Pine bark extract is also a PCO, and is more commonly known by its trade name, Pycnogenol. It was the first source of PCO to be discovered. The properties of pine bark are so similar to grape seed extract that the extracts are often referred to interchangeably. Some people may have greater success with pine bark than with grape seed (or vice versa). This may be explained by the human body's individual differences at the molecular level, rather than a testament to the quality of one over the other.

Probiotics–The Friendly Intestinal Bacteria

Over the years, bacteria have earned a bad reputation because they are usually associated with disease. The fact is, without bacteria, the body would cease to function properly. Friendly intestinal bacteria exist in the digestive tract to maintain a healthy intestinal flora necessary for the proper digestion and assimilation of food. A healthy intestinal flora also prevents the growth of undesirable micro-organisms, including candida yeast overgrowth and bacteria that cause disease. The bacteria that support and enhance life are called probiotics.

Deficiencies of these friendly bacteria are not uncommon due to sickness, bad eating habits and antibiotic use. Fermented foods, including yogurt and cheese, provide some of these friendly bacteria, but probiotic supplements contain much greater amounts. For this reason, supplements are preferred to ensure adequate repopulation of friendly bacteria after antibiotic use, to treat candida or to treat an intestinal infection.

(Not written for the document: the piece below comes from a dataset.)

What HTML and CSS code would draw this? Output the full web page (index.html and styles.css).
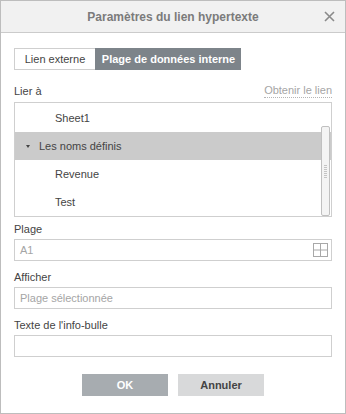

Probiotics work best when taken on a regular basis-to counteract the many adverse conditions we are subjected to (stress, inadequate diet, pollution). Since there are a great many products on the market, be sure to obtain one with a good reputation and always keep the supplements refrigerated, especially after opening.

Lactobacillus acidophilus

Lactobacillus acidophilus is the primary strain friendly bacteria in the body, found in the mouth, small and large intestines, and vagina. It enhances the breakdown of lactose (milk sugar) by producing the enzyme lactase. Acidophilus can reduce cholesterol levels and the proliferation of hostile yeasts like Candida albicans. It also destroys hostile bacteria by producing natural antibiotic substances.

Bifidobacterium bifidum

The bifidobacteria are the first to inhabit the intestines through the mother's milk. In adolescents and adults, bifidobacteria are the major component of the intestines, although they are also found in the vagina. As the body ages, or because of illness, bifidobacteria are depleted, so supplementation is important. Bifidobacteria prevent pathogenic bacteria and yeasts from flourishing in the intestines, and produce acetic and lactic acid, which keeps the pH at its optimum level. They also play a part in babies' weight gain, as well as produce B vitamins, and assist in the dietary management of liver conditions.

Enterococcus faecium

Faecium resides in the intestines and vagina, and can be found on skin, dust, plants and dairy products. Resistant to unfavorable environments, it survives despite acidity, temperature, salt, drying, and atmospheric oxygen. Faecium reduces vitamin deficiency, diarrhea and supports treatments for live impairment. It also inhibits the effects of E. coli, Salmonella and other bacteria in the intestines.

Lactobacillus rhamnosus

Rhamnosus is a transient bacteria in the intestine. In humans, it is found in the intestines and mouth. It is also found in milk, cheese and dairy products. Rhamnosus is a more recent discovery and is now known to be responsible for some of the benefits that were originally attributed to acidophilus. It is more resistant to bile salts, guards against gut permeability defects, provides the last chance for protein to be digested and prevents E. coli and other pathogens from attaching to the intestinal wall.